“El fútbol siempre debe ser un juego y un espectáculo” (Johan Cruyff).
En la plaza municipal de Constitución, como en muchas otras plazas de pueblo de Chile, cada verano se instalaban y se siguen instalando los Juegos, los gloriosos y esperados Juegos. De diciembre a marzo, la mayoría de las veces.
Llegan entonces la Lotería, con un tipo que micrófono en mano canta los números y dice cosas como “dos patos en la laguna”, por el 22, o solito el 4, como si el 1, 2, 3, 5, 6, 7, 8 y 9 no vinieran al mundo también “solitos”.
O los rifles a presión, que antaño disparaban plumillas en vez de postones y que se cargaban abriendo el arma por la mitad con un tirón tan fuerte que te hacía sentir como el mismísimo Clean Eastwood.
O las pelotas de género para lanzarle a unos muy plateados tarros de conserva que ya habían terminado su vida útil o a unos monos porfiados medio destartalados que solían ser, no se por qué, gatos.
O las argollas de madera, parecidas a las que hoy se le ponen a las cortinas, con las que había que achuntarle al gollete de una botella de vino o de otros licores más bien de baja estofa para intentar llevárselos a la casa. Casi nunca se lograba y lo que daba más rabia era cuando la argolla quedaba instalada pero a medio caer en el gollete, en diagonal, lo que según las reglas del juego no valía.
O los infaltables taca-taca, esos enormes muebles de madera con bordes de plomo para dejar el cigarrillo, con fichas de metal, cinco pelotas duras amarillas o blancas llamadas polkas, una especie de ábaco para marcar los goles y formaciones de 3-4-3 que, al menos en Constitución, al tratarse de la séptima región, se destinan casi siempre al “clásico” entre Colo Colo y Rangers de Talca.
De todos modos mi juego preferido era otro, también futbolero: el avioncito. Un avión de juguete unido a la mesa con un fierro, que giraba en círculos al modo de la bolita de la ruleta tras ser lanzado con fuerza por el tipo que estaba a cargo. En la punta tenía una especie de gualeta de goma que al posarse “en la pista” y frenar, determinaba en qué lugar había caído el avión y por ende quién ganaba, porque se ganaba o se perdía de acuerdo al espacio donde frenaba definitivamente la nave: el territorio pintado de la mesa que había sido destinado a la U, la Unión o Colo Colo (no sé por qué la Católica no era tomada en cuenta, probablemente por los colores más simples de los otros equipos: azul, rojo y blanco). Como moneda de cambio, en vez de fichas se apostaban chocolates chicos que, si ganabas, se duplicaban. “Rojo es el color”, “blanco es el color”, “azul es el color” gritaba el piloto del avión y se acababa la cosa para pocos minutos después repetir una vez más la gracia. Y así toda la noche.

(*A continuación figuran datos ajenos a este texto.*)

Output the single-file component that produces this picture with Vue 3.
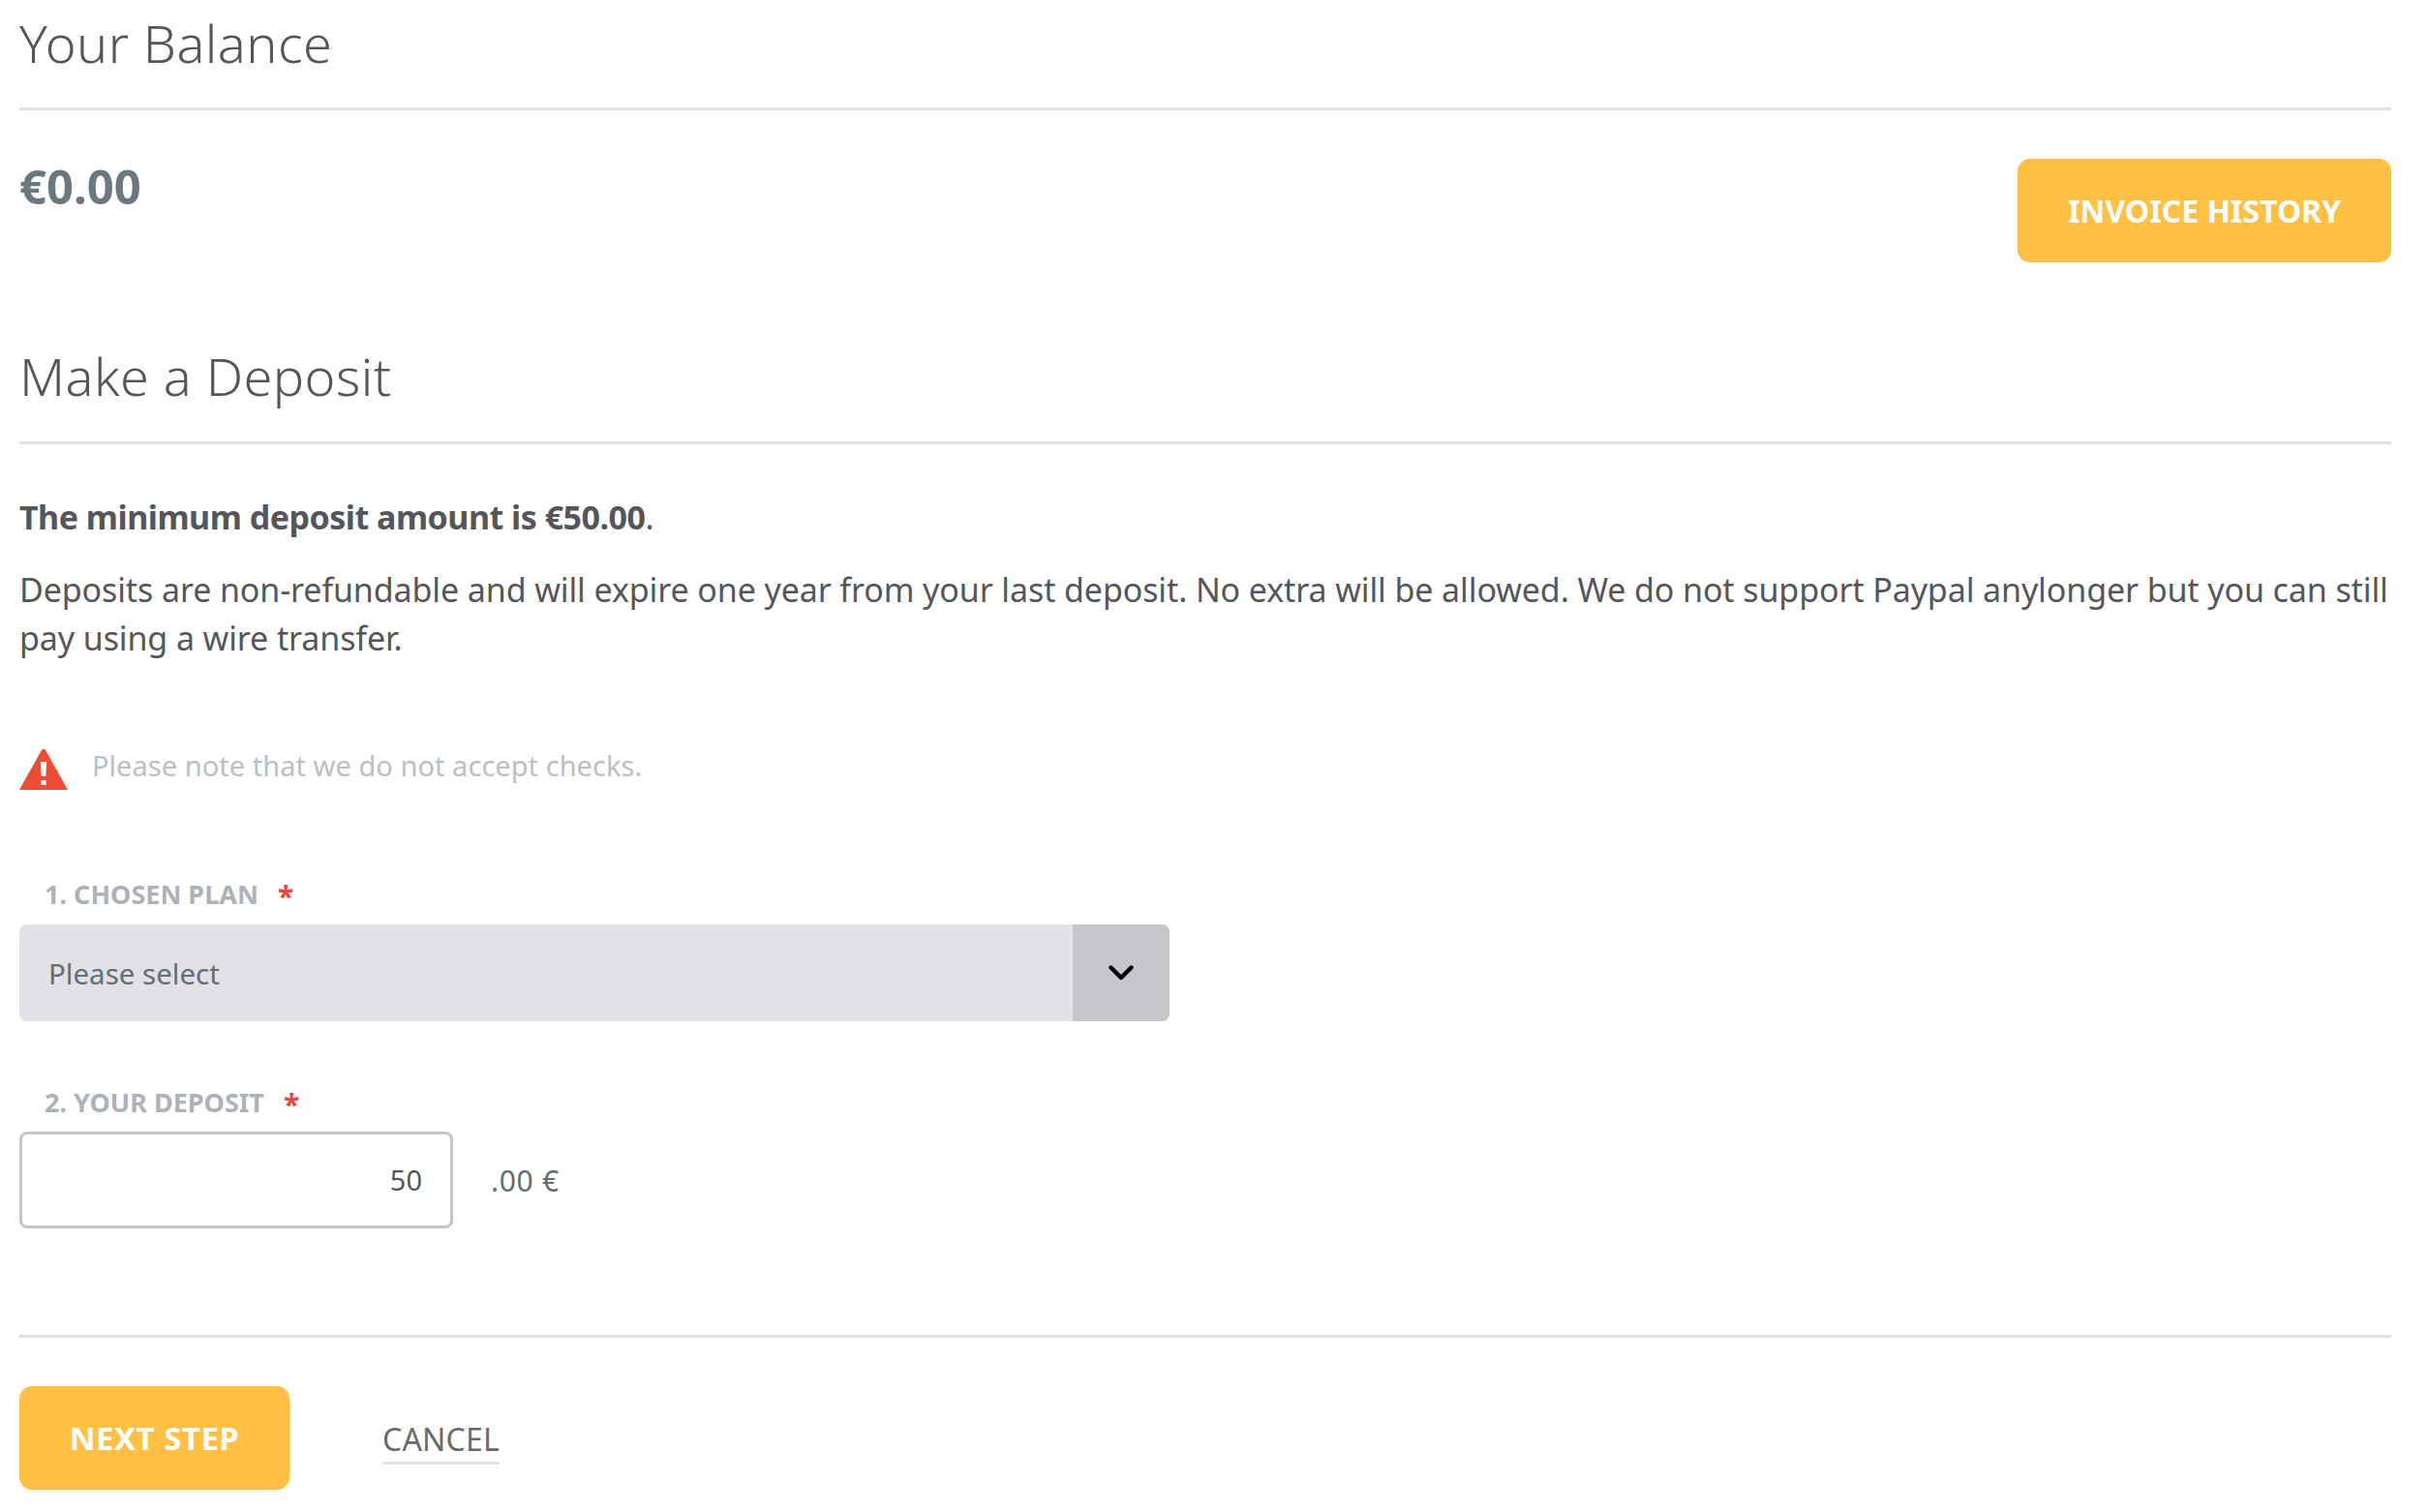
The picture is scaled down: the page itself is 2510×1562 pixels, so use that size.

Un juego simple y colorido en el cual, si uno ganaba más chocolates de los que había comprado, se sentía como Rico MacPato…aunque al llegar a la casa y abrirlos notara que estaban medios derretidos, hechos pebre por tanto manoseo y muchas veces blanquecinos por el paso del tiempo.
Obviamente, igual nos comíamos todos. No estábamos para fijarnos en leseras. ¿La marca de los chocolates? ¿Frutos? ¿LQL? ¿Calaf? Alguna de esas que ya no existen.